About Anatole France

Anatole France (16 April 1844 – 12 October 1924) was a French poet, journalist, and novelist. He was born in Paris, and died in Saint-Cyr-sur-Loire. He was a successful novelist, with several best-sellers. Ironic and skeptical, he was considered in his day the ideal French man of letters. He was a member of the Académie française, and won the 1921 Nobel Prize in Literature "in recognition of his brilliant literary achievements, characterized as they are by a nobility of style, a profound human sympathy, grace, and a true Gallic temperament".

France is also widely believed to be the model for narrator Marcel's literary idol Bergotte in Marcel Proust's In Search of Lost Time.

Anatole France began his literary career as a poet and a journalist. In 1869, Le Parnasse Contemporain published one of his poems, La Part de Madeleine. In 1875, he sat on the committee which was in charge of the third Parnasse Contemporain compilation. As a journalist, from 1867, he wrote many articles and notices. He became famous with the novel Le Crime de Sylvestre Bonnard (1881). Its protagonist, skeptical old scholar Sylvester Bonnard, embodied France's own personality. The novel was praised for its elegant prose and won him a prize from the Académie française.

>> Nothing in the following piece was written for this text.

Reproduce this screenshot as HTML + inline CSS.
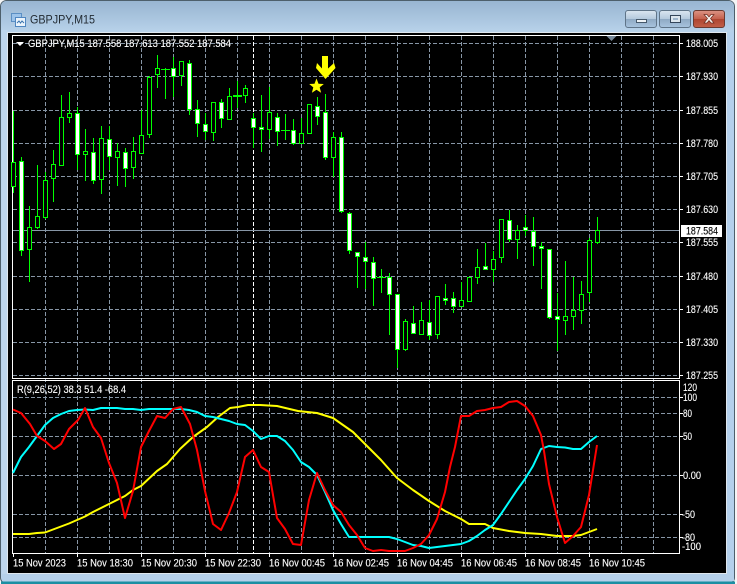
<!DOCTYPE html>
<html><head><meta charset="utf-8"><title>GBPJPY,M15</title>
<style>
html,body{margin:0;padding:0;width:737px;height:584px;overflow:hidden;background:#f4f5f6}
svg{display:block;position:absolute;left:0;top:0}
text{font-family:"Liberation Sans",sans-serif;font-size:11px;fill:#fff;stroke:#fff;stroke-width:.12}
</style></head><body>
<svg width="737" height="584" viewBox="0 0 737 584" xmlns="http://www.w3.org/2000/svg">
<defs>
<linearGradient id="fr" x1="0" y1="0" x2="0" y2="1"><stop offset="0" stop-color="#98b5d1"/><stop offset="1" stop-color="#b8d2ea"/></linearGradient>
<linearGradient id="bt" x1="0" y1="0" x2="0" y2="1"><stop offset="0" stop-color="#dbe6f0"/><stop offset=".5" stop-color="#b4c9dd"/><stop offset=".5" stop-color="#8fa9c3"/><stop offset="1" stop-color="#a8c4df"/></linearGradient>
<linearGradient id="cl" x1="0" y1="0" x2="0" y2="1"><stop offset="0" stop-color="#dc9485"/><stop offset=".5" stop-color="#c4604c"/><stop offset=".5" stop-color="#ae4530"/><stop offset="1" stop-color="#c25f48"/></linearGradient>
</defs>
<!-- window frame -->
<rect x=".5" y=".5" width="734" height="583" rx="6" fill="#b5d0ea" stroke="#4d5f6b"/>
<rect x="1" y="1" width="733" height="31" rx="5" fill="url(#fr)"/>
<rect x="1" y="581.500" width="734" height="2.500" fill="#1b8fa3"/>
<rect x="1.500" y="30" width="6" height="550" fill="#bdd5ec"/>
<rect x="7.500" y="32.500" width="719" height="541" fill="#000" stroke="#dfe7ee"/>
<rect x="727" y="33" width="7" height="548" fill="#b4d0ec"/>
<rect x="2" y="574" width="731" height="7" fill="#b5d0ea"/>
<!-- title icon -->
<rect x="11.500" y="13.500" width="10" height="8" fill="#9cc3ea" stroke="#5b8fc4"/>
<rect x="15.500" y="17.500" width="10" height="9" fill="#eaf3fb" stroke="#4f86c0"/>
<path d="M17 23l2-2 1.500 2 1.500-2 2 2" fill="none" stroke="#3973ad"/>
<text x="30" y="23.500" textLength="65" lengthAdjust="spacingAndGlyphs" style="font-size:12px;fill:#222b33;stroke:none">GBPJPY,M15</text>
<!-- buttons -->
<rect x="625.500" y="10.500" width="31" height="17" rx="2.500" fill="url(#bt)" stroke="#5f7488"/>
<rect x="636.500" y="19.500" width="10" height="3" fill="#eef3f7" stroke="#45586a"/>
<rect x="659.500" y="10.500" width="31" height="17" rx="2.500" fill="url(#bt)" stroke="#5f7488"/>
<rect x="670.500" y="15.500" width="10" height="7" fill="#dce6ee" stroke="#34465a"/><rect x="673" y="18" width="5" height="2" fill="#9db5cb"/>
<rect x="693.500" y="10.500" width="31" height="17" rx="2.500" fill="url(#cl)" stroke="#6b3a30"/>
<path d="M704 14.500l3 0 2 2.500 2-2.500 3 0-3.500 4 3.500 4.500-3 0-2-2.500-2 2.500-3 0 3.500-4.500z" fill="#f4f1ee" stroke="#6e2d20" stroke-width=".7"/>

<!-- grid -->
<g shape-rendering="crispEdges" fill="none">
<path stroke="#8796a6" stroke-dasharray="4 2" d="M45.500 36V553M77.500 36V553M109.500 36V553M141.500 36V553M173.500 36V553M205.500 36V553M237.500 36V553M269.500 36V553M301.500 36V553M333.500 36V553M365.500 36V553M397.500 36V553M429.500 36V553M461.500 36V553M493.500 36V553M525.500 36V553M557.500 36V553M589.500 36V553M621.500 36V553M653.500 36V553"/>
<path stroke="#8796a6" stroke-dasharray="4 2" d="M13 43.500H680M13 76.500H680M13 110.500H680M13 143.500H680M13 176.500H680M13 209.500H680M13 242.500H680M13 276.500H680M13 309.500H680M13 342.500H680M13 375.500H680M13 397.500H680M13 413.500H680M13 436.500H680M13 475.500H680M13 514.500H680M13 537.500H680"/>
<path stroke="#fff" stroke-dasharray="4 2" d="M253.500 36V553"/>
<path stroke="#8796a6" d="M13 230.500H680"/>
<path stroke="#fff" d="M12.500 35.500H679.500V378.500H12.500ZM12.500 380.500H679.500V553.500H12.500Z"/>
<path stroke="#fff" d="M680 43.500h3M680 76.500h3M680 110.500h3M680 143.500h3M680 176.500h3M680 209.500h3M680 242.500h3M680 276.500h3M680 309.500h3M680 342.500h3M680 375.500h3M680 397.500h3M680 413.500h3M680 436.500h3M680 475.500h3M680 514.500h3M680 537.500h3M13.500 553v4M77.500 553v4M141.500 553v4M205.500 553v4M269.500 553v4M333.500 553v4M397.500 553v4M461.500 553v4M525.500 553v4M589.500 553v4"/>
</g>
<path d="M606.500 36h10l-5 5z" fill="#778899"/>

<!-- candles -->
<g shape-rendering="crispEdges">
<path fill="none" stroke="#00ff00" d="M13.500 111V193M21.500 157V256M29.500 206V282M37.500 165V229M45.500 172V219M53.500 150V202M61.500 95V166M69.500 92V123M77.500 107V170M85.500 129V181M93.500 138V184M101.500 126V194M109.500 126V170M117.500 143V186M125.500 148V187M133.500 137V179M141.500 110V153M149.500 76V138M157.500 55V88M165.500 68V99M173.500 57V97M181.500 61V86M189.500 60V115M197.500 100V137M205.500 113V140M213.500 102V141M221.500 99V128M229.500 88V120M237.500 81V108M245.500 85V103M253.500 113V148M261.500 95V152M269.500 87V139M277.500 113V146M285.500 114V140M293.500 119V145M301.500 118V143M309.500 104V133M317.500 97V125M325.500 94V160M333.500 132V177M341.500 132V213M349.500 212V254M357.500 252V288M365.500 242V289M373.500 257V306M381.500 269V293M389.500 273V335M397.500 294V368M405.500 319V351M413.500 306V334M421.500 302V335M429.500 300V340M437.500 296V339M445.500 284V305M453.500 292V313M461.500 282V307M469.500 277V301M477.500 249V284M485.500 243V270M493.500 251V282M501.500 219V263M509.500 210V242M517.500 225V259M525.500 215V236M533.500 217V266M541.500 242V289M549.500 249V319M557.500 293V351M565.500 261V335M573.500 277V330M581.500 281V324M589.500 238V302M597.500 217V244M161 69.500h9M281 130.500h9M377 277.500h9M233 96.500h9M233 95.500h9"/>
<path fill="#000" stroke="#00ff00" d="M11.500 162.500h4v24h-4zM27.500 227.500h4v22h-4zM35.500 216.500h4v11h-4zM43.500 180.500h4v37h-4zM51.500 164.500h4v14h-4zM59.500 117.500h4v48h-4zM67.500 113.500h4v4h-4zM83.500 151.500h4v3h-4zM99.500 138.500h4v41h-4zM115.500 151.500h4v6h-4zM131.500 151.500h4v16h-4zM139.500 135.500h4v18h-4zM147.500 77.500h4v57h-4zM155.500 68.500h4v6h-4zM179.500 61.500h4v14h-4zM211.500 102.500h4v30h-4zM227.500 96.500h4v23h-4zM243.500 88.500h4v7h-4zM267.500 112.500h4v17h-4zM299.500 133.500h4v10h-4zM307.500 104.500h4v29h-4zM331.500 137.500h4v20h-4zM403.500 321.500h4v28h-4zM419.500 320.500h4v14h-4zM435.500 296.500h4v38h-4zM459.500 300.500h4v6h-4zM467.500 277.500h4v24h-4zM475.500 267.500h4v10h-4zM491.500 259.500h4v10h-4zM499.500 219.500h4v38h-4zM515.500 230.500h4v9h-4zM563.500 316.500h4v4h-4zM571.500 310.500h4v6h-4zM579.500 294.500h4v16h-4zM587.500 240.500h4v52h-4zM595.500 230.500h4v12h-4z"/>
<path fill="#fff" stroke="#00ff00" d="M19.500 161.500h4v89h-4zM75.500 113.500h4v41h-4zM91.500 152.500h4v28h-4zM107.500 139.500h4v17h-4zM123.500 152.500h4v16h-4zM171.500 68.500h4v8h-4zM187.500 63.500h4v46h-4zM195.500 109.500h4v14h-4zM203.500 124.500h4v7h-4zM219.500 102.500h4v16h-4zM251.500 118.500h4v9h-4zM259.500 127.500h4v2h-4zM275.500 117.500h4v14h-4zM291.500 130.500h4v13h-4zM315.500 106.500h4v10h-4zM323.500 112.500h4v45h-4zM339.500 137.500h4v74h-4zM347.500 213.500h4v37h-4zM355.500 252.500h4v4h-4zM363.500 257.500h4v4h-4zM371.500 262.500h4v16h-4zM387.500 277.500h4v17h-4zM395.500 294.500h4v55h-4zM411.500 323.500h4v10h-4zM427.500 322.500h4v13h-4zM443.500 298.500h4v2h-4zM451.500 298.500h4v8h-4zM483.500 266.500h4v3h-4zM507.500 220.500h4v19h-4zM523.500 227.500h4v3h-4zM531.500 231.500h4v15h-4zM539.500 246.500h4v2h-4zM547.500 249.500h4v68h-4zM555.500 316.500h4v3h-4z"/>
</g>

<!-- arrow + star -->
<path d="M322 56h6v12.500l6-5.500 1.500 5-10 11-9.500-11 1-5 5 5.500z" fill="#ffff00"/>
<path d="M316.500 78.500l2 5.200 5.300.3-4.100 3.400 1.400 5.400-4.600-3-4.600 3 1.400-5.400-4.100-3.400 5.300-.3z" fill="#ffff00"/>

<!-- indicator lines -->
<g fill="none" stroke-width="2" stroke-linejoin="round">
<path stroke="#ffff00" d="M13 534L29 534 37 533 45 532.500 53 529.500 61 526.500 69 523.500 77 520 85 516.500 93 512 101 508 109 504 117 500 125 496 133 490 141 486 157 471 167 464 180 449 193 437 207 427 218 417 230 408 238 407 248 405 260 405 277 406 298 411 317 413 333 418 353 432 367 446 381 460 397 478 413 490 429 501 445 511 461 519 469 524 485 524 493 528 509 531 525 533 541 534 557 536 573 536 581 535 597 529"/>
<path stroke="#00ffff" d="M13 473L21 457 29 447 37 436 45 425 53 418 61 414 69 411 77 410 85 409.500 93 410 101 408 117 408 125 409 133 409 141 410 149 409 181 409 189 410 197 412 205 416 213 417 221 419 229 421 237 424 245 425 253 431 261 439 269 436 277 436 285 441 293 450 301 462 309 467 317 475 325 492 333 510 341 524 349 537 389 537 397 539 405 542 413 545 421 546 429 548 437 547 445 546 453 545 461 544 469 541 477 536 485 530 493 525 501 514 509 502 517 490 525 479 533 466 541 449 549 446 557 447 565 447.500 573 449 581 449 589 442 597 436"/>
<path stroke="#ff0000" d="M13 409.500L21 413 30 424 37 436 45 441 54 449 61 444 69 429 78 420 85 408 93 427 101 438 109 463 117 483 125 518 133 491 141 447 149 431 157 416 165 418 173 409 181 407 190 424 197 450 205 491 213 524 221 530 229 513 237 492 245 457 253 450 261 467 269 472 277 518 285 529 293 544 301 545 309 500 317 473 325 490 333 505 341 512 349 525 357 535 365 548 373 551 381 550 389 551 405 551 413 548 421 544 429 535 437 519 445 492 450 467 455 447 461 416 469 416 477 411 485 410 493 408 501 407 509 402 517 401 525 406 533 416 541 435 544 451 549 484 557 517 565 543 573 536 581 527 589 495 597 445"/>
</g>

<!-- legend -->
<path d="M16 42h8l-4 4z" fill="#fff"/>
<text x="28" y="47" textLength="203" lengthAdjust="spacingAndGlyphs">GBPJPY,M15  187.558 187.613 187.552 187.584</text>
<text x="17" y="393" textLength="109" lengthAdjust="spacingAndGlyphs">R(9,26,52) 38.3 51.4 -68.4</text>

<!-- price axis -->
<g>
<text x="686" y="47" textLength="32" lengthAdjust="spacingAndGlyphs">188.005</text>
<text x="686" y="80" textLength="32" lengthAdjust="spacingAndGlyphs">187.930</text>
<text x="686" y="114" textLength="32" lengthAdjust="spacingAndGlyphs">187.855</text>
<text x="686" y="147" textLength="32" lengthAdjust="spacingAndGlyphs">187.780</text>
<text x="686" y="180" textLength="32" lengthAdjust="spacingAndGlyphs">187.705</text>
<text x="686" y="213" textLength="32" lengthAdjust="spacingAndGlyphs">187.630</text>
<text x="686" y="246" textLength="32" lengthAdjust="spacingAndGlyphs">187.555</text>
<text x="686" y="280" textLength="32" lengthAdjust="spacingAndGlyphs">187.480</text>
<text x="686" y="313" textLength="32" lengthAdjust="spacingAndGlyphs">187.405</text>
<text x="686" y="346" textLength="32" lengthAdjust="spacingAndGlyphs">187.330</text>
<text x="686" y="379" textLength="32" lengthAdjust="spacingAndGlyphs">187.255</text>
<rect x="681" y="225" width="41" height="12" fill="#fff"/>
<text x="686" y="234.500" textLength="32" lengthAdjust="spacingAndGlyphs" style="fill:#000;stroke:#000">187.584</text>
<text x="683" y="391" textLength="14" lengthAdjust="spacingAndGlyphs">120</text>
<text x="683" y="401" textLength="14" lengthAdjust="spacingAndGlyphs">100</text>
<text x="683" y="417" textLength="9" lengthAdjust="spacingAndGlyphs">80</text>
<text x="683" y="440" textLength="9" lengthAdjust="spacingAndGlyphs">50</text>
<text x="683" y="479" textLength="18" lengthAdjust="spacingAndGlyphs">0.00</text>
<text x="682" y="518" textLength="13" lengthAdjust="spacingAndGlyphs">-50</text>
<text x="682" y="541" textLength="13" lengthAdjust="spacingAndGlyphs">-80</text>
<text x="682" y="550" textLength="19" lengthAdjust="spacingAndGlyphs">-100</text>
</g>
<!-- time axis -->
<g>
<text x="13" y="566.500" textLength="53" lengthAdjust="spacingAndGlyphs">15 Nov 2023</text>
<text x="77" y="566.500" textLength="56" lengthAdjust="spacingAndGlyphs">15 Nov 18:30</text>
<text x="141" y="566.500" textLength="56" lengthAdjust="spacingAndGlyphs">15 Nov 20:30</text>
<text x="205" y="566.500" textLength="56" lengthAdjust="spacingAndGlyphs">15 Nov 22:30</text>
<text x="269" y="566.500" textLength="56" lengthAdjust="spacingAndGlyphs">16 Nov 00:45</text>
<text x="333" y="566.500" textLength="56" lengthAdjust="spacingAndGlyphs">16 Nov 02:45</text>
<text x="397" y="566.500" textLength="56" lengthAdjust="spacingAndGlyphs">16 Nov 04:45</text>
<text x="461" y="566.500" textLength="56" lengthAdjust="spacingAndGlyphs">16 Nov 06:45</text>
<text x="525" y="566.500" textLength="56" lengthAdjust="spacingAndGlyphs">16 Nov 08:45</text>
<text x="589" y="566.500" textLength="56" lengthAdjust="spacingAndGlyphs">16 Nov 10:45</text>
</g>
</svg>
</body></html>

In La Rotisserie de la Reine Pedauque (1893) Anatole France ridiculed belief in the occult; and in Les Opinions de Jérôme Coignard (1893), France captured the atmosphere of the fin de siècle. France was elected to the Académie française in 1896.

France took an important part in the Dreyfus affair. He signed Émile Zola's manifesto supporting Alfred Dreyfus, a Jewish army officer who had been falsely convicted of espionage. France wrote about the affair in his 1901 novel Monsieur Bergeret.

France's later works include L'Île des Pingouins (1908) which satirizes human nature by depicting the transformation of penguins into humans – after the animals have been baptized by mistake by the nearsighted Abbot Mael. Les dieux ont soif (1912) is a novel, set in Paris during the French Revolution, about a true-believing follower of Robespierre and his contribution to the bloody events of the Reign of Terror of 1793–94. It is a wake-up call against political and ideological fanaticism and explores various other philosophical approaches to the events of the time. La Revolte des Anges (1914) is often considered France's most profound novel. It tells the story of Arcade, the guardian angel of Maurice d'Esparvieu. Arcade falls in love, joins the revolutionary movement of angels, and towards the end realizes that the overthrow of God is meaningless unless "in ourselves and in ourselves alone we attack and destroy Ialdabaoth."

He was awarded the Nobel Prize in 1921. He died in 1924 and is buried in the Neuilly-sur-Seine community cemetery near Paris.

On 31 May 1922, France's entire works were put on the Index Librorum Prohibitorum (Prohibited Books Index) of the Roman Catholic Church. He regarded this as a "distinction". This Index was abolished in 1966.